Obama, in Brazil, seeks to deepen Latam ties



    By Matt Spetalnick and Raymond Colitt

    BRASILIA (Reuters) - President Barack Obama met with his Brazilian counterpart on Saturday as he sought to ensure a bigger U.S. share in Latin America's robust growth while grappling with deadly crises in Japan and Libya.

    Anxious to boost jobs back home before the 2012 U.S. presidential election, his visit to the region's economic powerhouse is part of an effort to re-engage with neighbours where the United States faces rising competition from China.

    "I want to open more markets around the world so that American companies can do more business and hire more of our people," Obama said in his weekly radio address on Saturday.

    He has stuck to itinerary of the five-day tour, which also takes in Chile and El Salvador, as world powers sought to protect civilians from Libyan leader Muammar Gaddafi and as Japan battles a nuclear crisis.

    A news conference after his meeting with Brazilian President Dilma Rousseff was cancelled at Brazil's request, but the leaders will make remarks without taking questions.

    The president, accompanied by first lady Michelle Obama, was greeted by a solemn arrival ceremony at the imposing Palacio do Planalto seat of government.

    The gravity of the occasion was briefly interrupted, however, when a reporter for a Brazilian comedy show shouted, "Hey Michelle. Nice to meet you. We are Latin lovers."

    The trip was not expected to yield any major breakthroughs on trade barriers, an area where Washington and Brasilia have been at loggerheads in recent years.

    It did, however, produce a series of preliminary agreements aimed at boosting trade and cooperation on issues ranging from space technology to joint development of aviation biofuels.

    They also signed an "open skies" agreement that will allow U.S. and Brazilian airlines to fly more routes between each country, as well as a general framework under which the United States would help Brazil prepare for the 2014 World Cup and the 2016 Olympic Games.

    Also, a Brazilian government source told Reuters the United States and Brazil will call for broad reform of the United Nations Security Council in a statement later on Saturday.

    Brazil believes it deserves a permanent seat in light of its growing clout as an economic and diplomatic power and wants to enlist support from Obama, who backed a permanent seat for India when he visited New Delhi in November.

    Washington had said it expected the United Nations to be discussed when the two met, but was vague on what level of support Obama would offer.

    GRAVE CHALLENGES

    Obama is seeking to boost hemispheric ties that have become frayed at the edges but his attention is sure to be divided.

    Senior aides will be with him at every stop to help him stay on top of events as the United States works with allies against Gaddafi and monitors Japan's nuclear crisis.

    The White House has justified Obama's trip in large part for its potential dividends of boosting U.S. exports to help create American jobs.

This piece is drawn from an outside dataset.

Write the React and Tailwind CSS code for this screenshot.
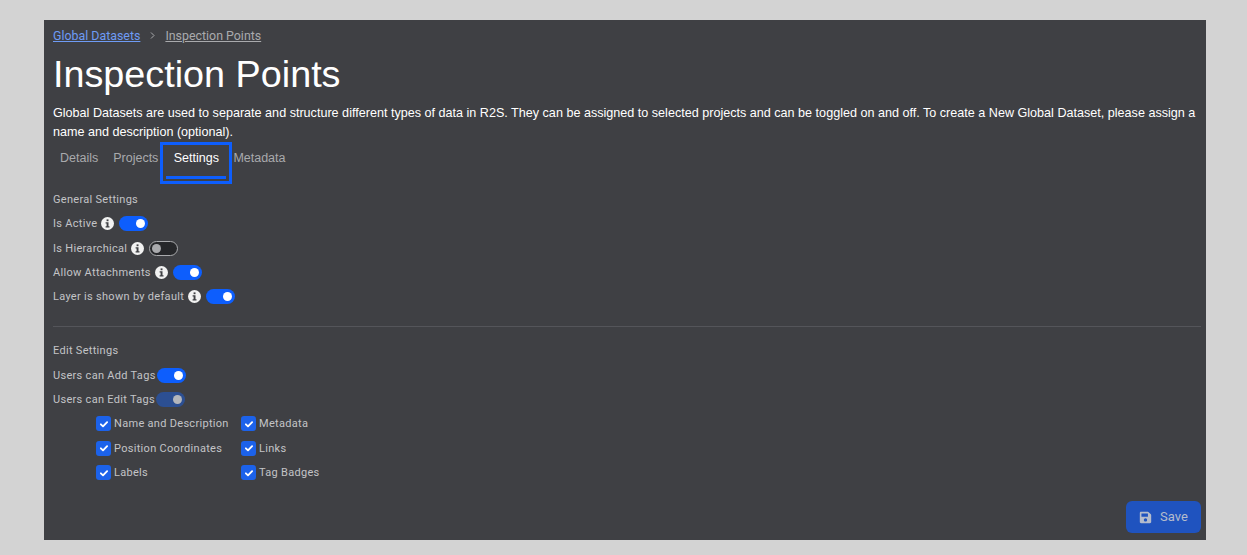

    Though Obama remains immensely popular in Brazil, some officials in the Rousseff administration voiced frustration in the run-up to the visit that Washington still does not give Latin America's largest economy the attention it deserves.

    Obama addressed those concerns in an interview with Brazilian news magazine Veja published on Saturday, saying that the United States welcomes Brazil's rise on the global stage.

    "One of the reasons we see Brazil's rise in a positive light is that we share common values, like democracy and social inclusion," Obama said, according to a Portuguese translation of his remarks.

    But a blunt assertion by a senior Obama adviser this week that the trip was "fundamentally" about export promotion irritated some officials in Brazil, where many are proud of the South American giant's increasing role on the world stage.

    U.S. officials have said Obama also wants to repair diplomatic ties since Rousseff took office in January. Tensions rose under former President Luiz Inacio Lula da Silva over, among other things, Brazil's overtures to Iran.

    Rousseff, a pragmatic leftist, has veered back towards Washington and away from anti-U.S. leaders like Venezuela's Hugo Chavez but she will likely insist on concrete results.